How Going Viral Almost Broke My Business...
- Ewa Starzyk
- Nov 12
- 3 min read
Cow on the Ice is a wellness brand that smells great and feels even better but has more emotional challenges than your average goat yoga retreat. It’s run by one woman (me), several dozen herbs and oils, a couple of miraculously competent employees and a rescue bulldog, crossed with a chocolate cake.
I created it to bring calm, joy, and beauty to the world – and then one day, the internet decided to smash through my shopfront like a rogue elephant on espresso.

This is the story of how going viral almost made me bin the whole thing and become a postwoman in the Outer Hebrides.
So here's what happened...
We launched a modest offer for a free sample of our lovingly handmade skincare product – a soothing little miracle designed to heal your skincare routine (and possibly also your soul).
Then, in what can only be described as a scene from a romcom where things escalate very fast, a lovely website that curates high-quality free stuff 💀 shared our offer. Within two hours, we had thousands of requests. Thousands. More people than live in my town. More than I have envelopes. Or stamps. Or spoons to stir my tea, frankly.

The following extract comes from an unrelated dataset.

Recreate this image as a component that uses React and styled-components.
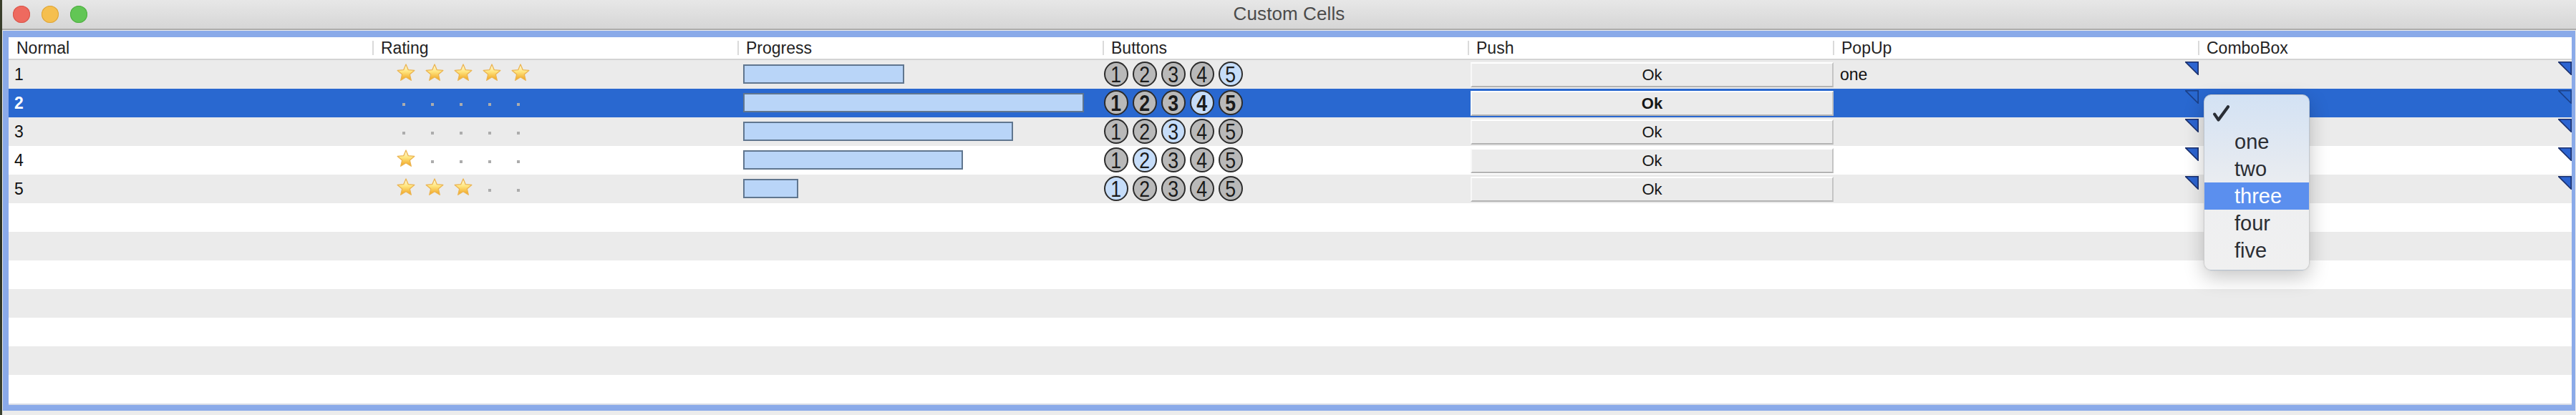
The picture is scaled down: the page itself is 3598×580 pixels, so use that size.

So here’s the sitch. I run a small, independent business – think “kitchen table,” not “global empire” – and while I’d love to post out skincare joy to everyone, I simply couldn’t. If I tried, I’d be shipping these samples until 2026, and that’s assuming no one asks me for anything else ever again.
So, we added an additional hoop and asked (begged) that only truly interested people confirm their request.
Hundreds and hundreds responded…

Anyway. After hand-blending, potting, packing, sealing, sticking, addressing, licking (OK not licking), and marching everything to our local post office, we were told:"Second class stamp will do nicely, love."
Reader, it did not!!
Our SAMPLEGEDDON victims soon started reporting that they’d received a “There’s a fee to pay before we’ll give you your mail” notice instead of our actual samples. For the grand sum of £1.50, Royal Mail appears to have decided that our innocent little envelope is in fact a threat to the structural integrity of the system. Or perhaps just too plump. Who knows.

And while one absolute saint of a human just paid the ransom fee and moved on (we saw you, you glorious legend), this was absolutely not what we had in mind.
On the plus side.
I exchanged an indecent number of midnight emails with absolute strangers who turned out to be kind, funny, and frankly better company than most dating apps. The mailing list grew, the brand got a little moment in the sun, and somewhere amid the chaos, I think we made a few people smile.
On the not-so-plus side.
My mum was seriously ill and in hospital at the time, so I was doing hospital visits by day and managing SAMPLEGEDDON by night like some kind of unhinged apothecary-owl hybrid.
Financially, this little adventure came perilously close to sinking the whole ship (we're talking: cost of the samples, shipping, then re-shipping when Royal Mail decided to play sample pirates). And the brand? At risk too.

That’s why I tried to personally reply to as many messages as I humanly could – because I truly felt these people deserved more than a generic “Your request is important to us, please hold while we implode.”
So yes. Be careful what you wish for – especially if what you're wishing for involves going viral. Sometimes, the internet gives you exposure. Other times, it just exposes your emotional plumbing and stamps budget.
With love,
Eva xFounder, Lady Boss and Head Dreamer at Cow on the Ice.

So if you’re at the beginning of your journey, or in the middle of one that feels like a storm, here’s what I want you to know:
You don’t need the perfect plan. You need a little bravery, a bit of resourcefulness, and a willingness to go where your customers are.
You don’t need a huge team. You need clarity, a sense of purpose, and maybe a dog or two.
You don’t need glossy branding to start. You need something real. Something useful. Something honest.
And maybe… a slightly unreasonable belief that it will all work out in the end.